Politically, the project helps justify South Korea's engagement policy vis-à-vis North Korea and proves that it has been able to pierce – albeit by a small fraction -- the hard casing of the closed communist state. Critics of the project consider it devoid of any significant economic benefits and say that Gaeseong's long gestation period in terms of investment and production cannot be rationalized. They say political, not economic, calculations are what are really driving both Koreas' development of this project.
Project developers always looked beyond mere economic gain as they sought to open channels of communication between the two Koreas and build mutual trust on the peninsula. Until people of both countries are able to interact with each other, all the efforts at the government level will be less than sufficient to build a peace regime. As part of South Korea's engagement policies -- called ‘sunshine' or ‘peace and prosperity' -- Korean companies have relaxed immediate economic imperatives and are instead looking for Gaeseong to provide much more substantial long–term returns.
The political knot of the sometimes seemingly unilaterally pursued inter-Korean relations impinged on the completion of the first phase of the project. However, it is significant that -- while actual work on the project started in the shadow of the emergence of the second nuclear crisis on the Korean Peninsula -- all through the six-party negotiations to arrive at a peaceful resolution of the North Korean nuclear issue, the ups and downs definitely affected the project, but both countries kept treading amidst all the stormy weather. With the North Korean nuclear and missile tests in 2006, apprehension about the success of the project was expressed, but there has not been any substantial obstacle in the running of the project.

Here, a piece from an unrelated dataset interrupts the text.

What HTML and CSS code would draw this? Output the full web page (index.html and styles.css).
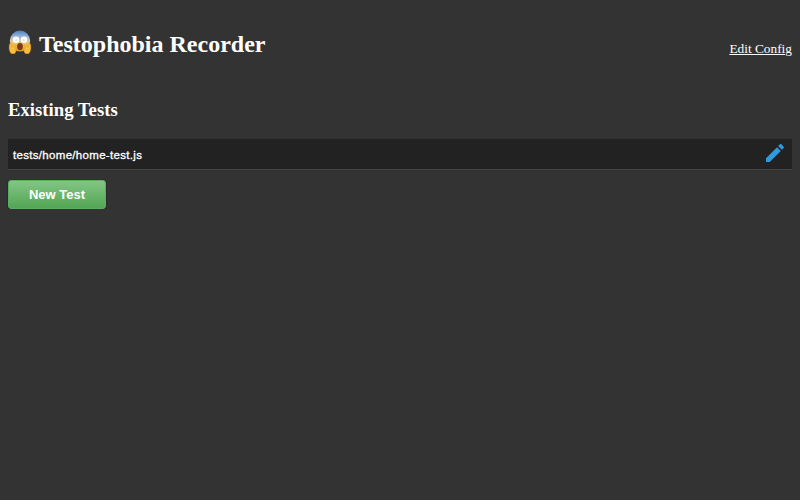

A Model for People to People Contact
The endeavor to reach the people of North Korea through engagement, which is well-reflected in the Gaeseong Project, seems to have had an enormous affect on inter-Korean interactions.
As of this printing, 23 South Korean companies have been operating in the industrial complex and they employ more than 13,000 North Koreans in their factories. If the second and third phases of the project are concluded successfully, it is said that around 300,000 North Korean workers will be working hand and hand with 30,000 South Koreans. Even though the political systems of South and North Korea might try to restrict relations between their peoples to regimented exchanges, working hand in hand, they are bound to interact on a human level. Co-workers are definitely going to share their hope and despair with one another. Apart from other factors, this will undoubtedly lead to a better understanding of themselves and their counterparts and a consciousness that has been severally hampered in the atmosphere of propaganda and rhetoric.
Thus Gaeseong has not only been preparing for a less-costly inter-Korean reunification in the long term; it is bringing the people of both countries together, strengthening the civil societies of North and South Korea. A better understanding and sustained people-to-people relations will bring a new element to their political discourse. The political regimes are being pressed to cooperate and gain from each other. The point is especially important for North Korea as civil society there has been overshadowed by the political elites.
It's true that the project will help the North Korean economy and might be instrumental in sustaining the current power structure in the short term. In the long term, it will certainly pose a question mark to the legitimacy of the North's communist regime. It should also be well understood that North Korean economic gains through this project and others, have not fueled North Korean missile or nuclear weapons development. Ultimately, the policy failure was on the American side. The short-sighted approach of George W. Bush drove Pyongyang to develop these weapons of mass destruction out of a sense of self preservation. Even if South Korea had provided no economic or humanitarian assistance to Pyongyang, the communist regime would have followed the same course. The only difference being, South Korea would have faced a more alarming security threat.
South Korea's present policy of strengthening the North Korean economy, differentiating between humanitarian and other economic aid, and attempting to open North Korea for South Korean and foreign companies is based on the assumption that in the long term, increased interaction between North Koreans and the outside world will provide their brothers to the north with a greater awareness of other models of state building.
Economic and other forms of interdependence, a by-product of this policy should minimize the chance of North Korea opting for a confrontational policy in the future. The Gaeseong Industrial Complex is a model of inter-Korea interaction with different economic and political facets. To judge it on any one of those bases alone would not be appropriate. A comprehensive, long-term and constructive view suggests that the sharing of jokes between North and South Koreans have changed something fundamentally in inter-Korea relations. If one catches that small, subtle but so significant change in inter-Korean relations, then Gaeseong is clearly a futuristic project, which could transform inter-Korean dynamics in a very substantial way.